Les magistrats et les jurés, dans ce procès délicat, ont tenté de cerner un éventuel degré de « maîtrise » qu’avaient les adolescents des relations tarifées auxquelles ils s’initiaient entre eux. Mais, s’il y avait réellement réseau, « il était organisé par les mineurs et il n’y avait ni organisation pyramidale, ni tête », a plaidé la défense.
Les jurés se sont aussi vu décrire, dans un rapport d’expertise ethno-psychologique controversé, la précoce émancipation sexuelle d’adolescents dans un univers Rom. Un point d’une part discutable, et qui ne change rien aux « risques encourus par ces jeunes, car dans le lot des clients, il y avait des prédateurs sexuels de premier ordre », ont rappelé les parties civiles.

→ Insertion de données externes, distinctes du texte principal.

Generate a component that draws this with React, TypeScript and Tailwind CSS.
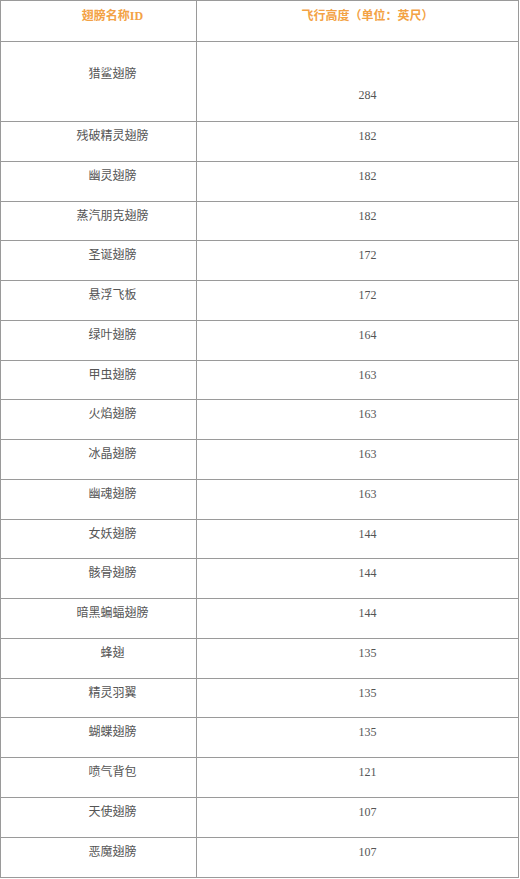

Trois des parents ont été acquittés, deux condamnés à six ans de prison ferme, quatre autres à cinq ans de prison assortis de sursis partiel (un à deux ans), et deux autres ont été condamnés à 24 mois dont 20 avec sursis. Six des condamnés, qui avaient tous fait de la détention préventive, ont fait l’objet d’un mandat de dépôt.
Bousculades dans la salle pour le verdict
A l’énoncé du verdict, sous haute sécurité avec quelque 60 membres de la communauté Rom dans la salle, encadrés par une vingtaine de policiers, des scènes d’hystérie, entre cris, larmes, invectives et bousculades ont éclaté dans la salle d’audience, évacuée sans trop de difficulté par les forces de l’ordre.
Parmi ces scènes, marque d’un procès résolument hors normes, la rage et la colère d’une « victime », un des adolescents aujourd’hui jeune adulte, parce que son père, un des « condamnés » pour proxénétisme sur mineur, était renvoyé en prison…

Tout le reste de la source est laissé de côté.